Palace Theatre | 1564 Broadway, New York, NY 10036
Running through late 2026
broadway.com/shows/the-lost-boys
Vampires. On Broadway. With rock music. Yes, please. Based on the beloved 1987 supernatural horror-comedy cult classic, The Lost Boys: A New Musical brings the sun-soaked, danger-drenched world of Santa Carla, California to the stage, complete with leather jackets, hair-metal anthems, and a gang of eternally young, gloriously beautiful bloodsuckers. For LGBTQ+ audiences who grew up worshipping the film’s queer-coded aesthetics and its central theme — that sometimes the most dangerous thing in the world is finding out you’re something other than what everyone expected — this one hits differently. With music by The Rescues and the kind of theatrical ambition that makes you remember why Broadway takes risks, The Lost Boys is an exhilarating, eyeliner-smudged good time.
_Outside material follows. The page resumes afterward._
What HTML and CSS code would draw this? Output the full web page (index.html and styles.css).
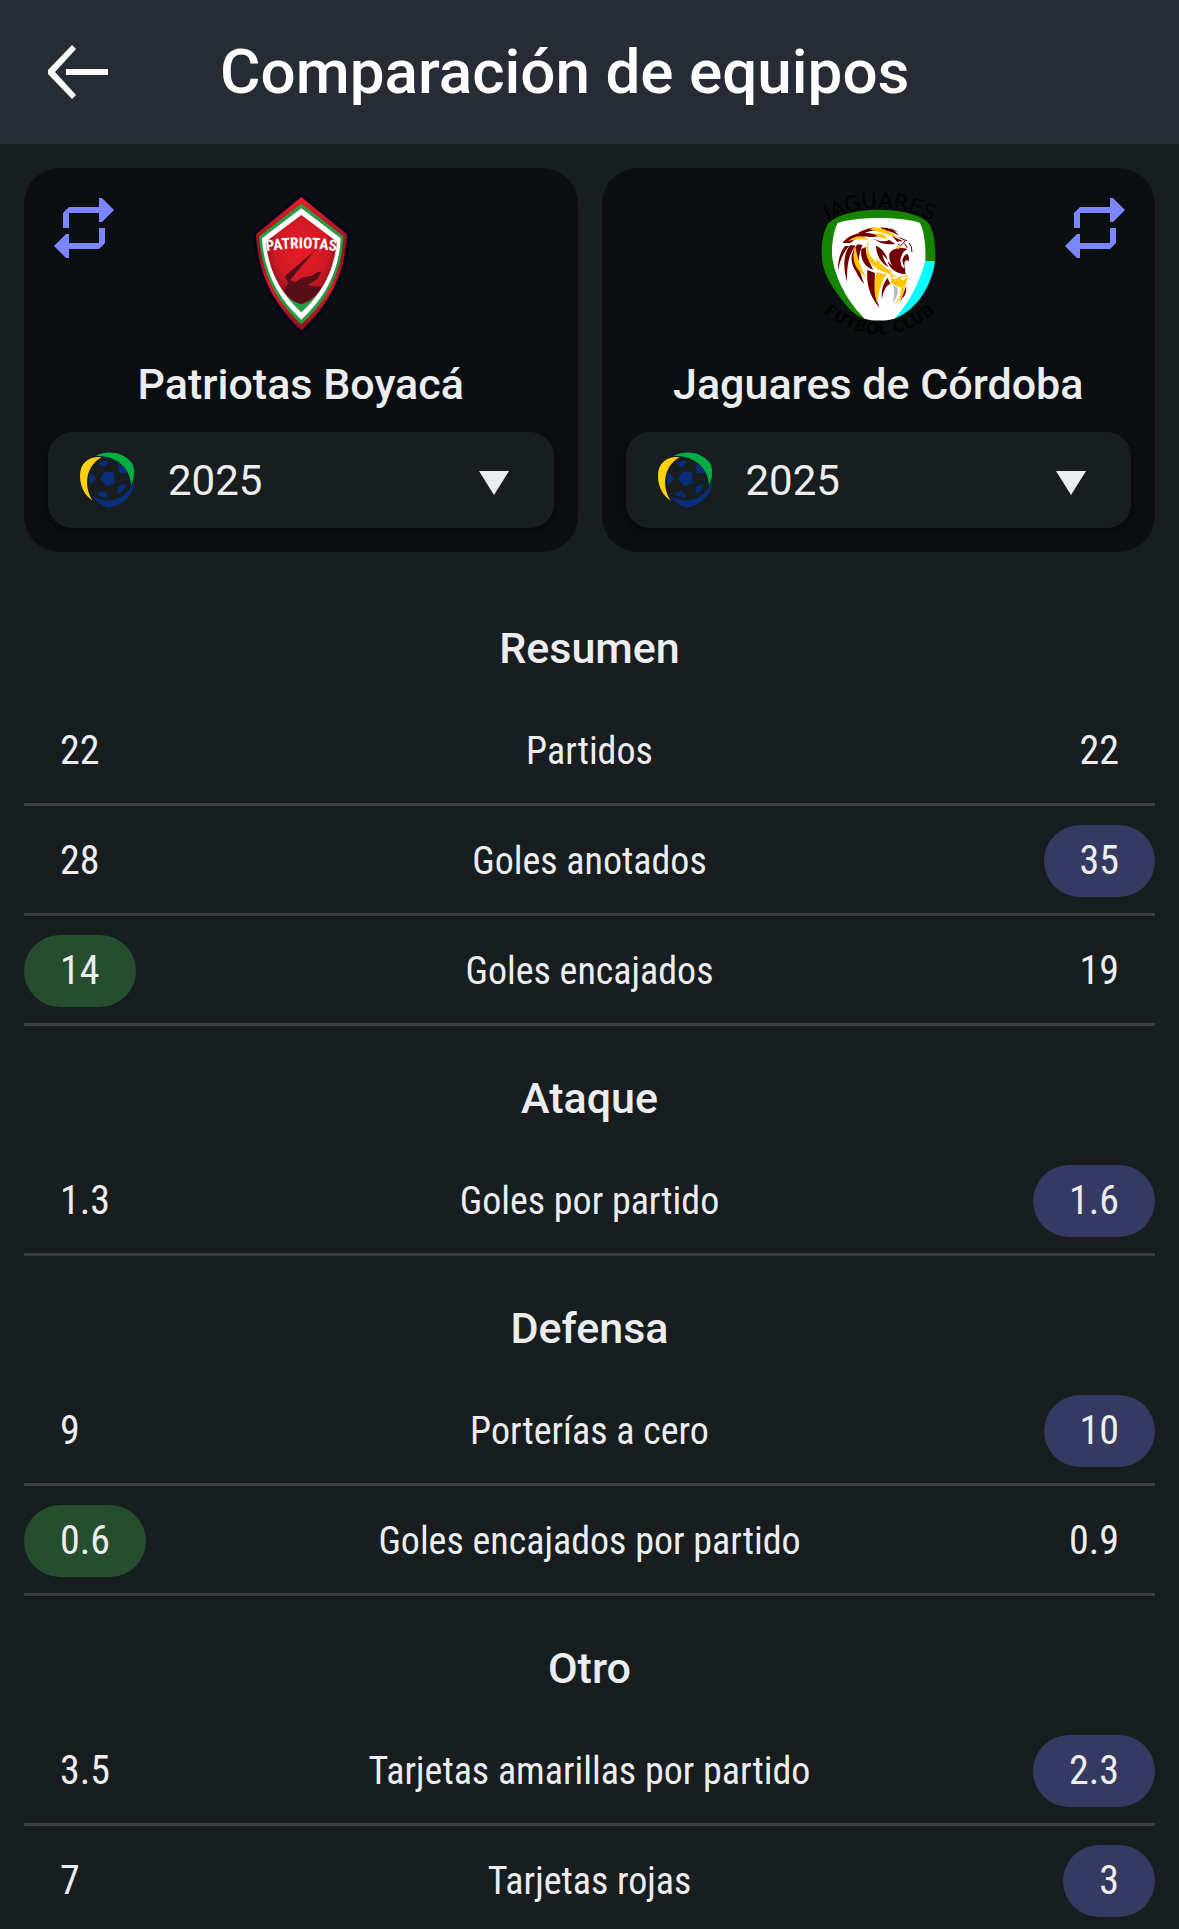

PRACTICAL INFO FOR YOUR NYC THEATER ADVENTURE
Getting Tickets: Most shows offer rush and lottery tickets through apps like TodayTix and through individual show websites — a great option if you’re spontaneous or budget conscious. Book in advance for Proof (closing July 19!) and hot shows like The Rocky Horror Show and Titanique.
Where to Stay: The Hell’s Kitchen neighborhood, just west of the theater district, is LGBTQ+-friendly, affordable, and steps from virtually every show on this list. The Village is perfect if you want to be closer to Pride-adjacent nightlife.
Before or After the Show: Pre-theater dinner at Industry Bar (Hell’s Kitchen) or Don’t Tell Mama for a sing-along cabaret evening. Post-show drinks at The Stonewall Inn (53 Christopher Street) are basically mandatory — you’re a visitor to sacred ground.
Pride Tip: If you’re in town for Pride weekend (June 27–29), block your evenings for the festivities, but try to catch a matinee before the parade — theaters tend to fill with the most gloriously festive crowds imaginable.
**All show dates, addresses, and details are current at printing, however, always verify performance schedules directly with theaters, as dates are subject to change.